Around 400 of the dead are women, while authorities say there are 2,700 registered war widows after their men were killed by rebels or security forces across Narathiwat, Yala and Pattani — the flashpoints of the insurgency.

Countless other wives, sisters and daughters have been thrust into the role of family breadwinners after the man of the house was jailed, fled to avoid arrest or joined the rebel movement.In a soft voice remarkably free of rancour, Tungrudee — who converted to Islam to marry her husband — recalled the chilling events that befell her family five years ago when the rebels killed him for being a government informer.

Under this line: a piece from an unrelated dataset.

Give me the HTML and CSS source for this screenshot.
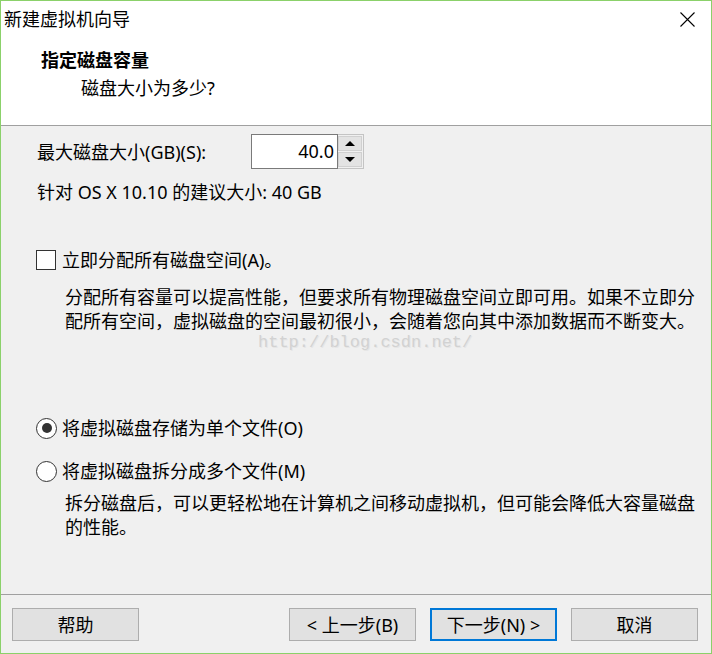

“Two weeks later they came back and they shot me and left me to die,” the 39-year-old said, pointing to her eye, abdomen and legs where the bullets struck. “Then they set fire to our home.”

Her eldest son was badly burnt in the fire.

Destitute, Tungrudee and her children — now aged between four and 15 — found refuge in the army-protected “widows’ village” of Rotan Batu, which has expanded in parallel with the conflict to house some 140 women and 300 children.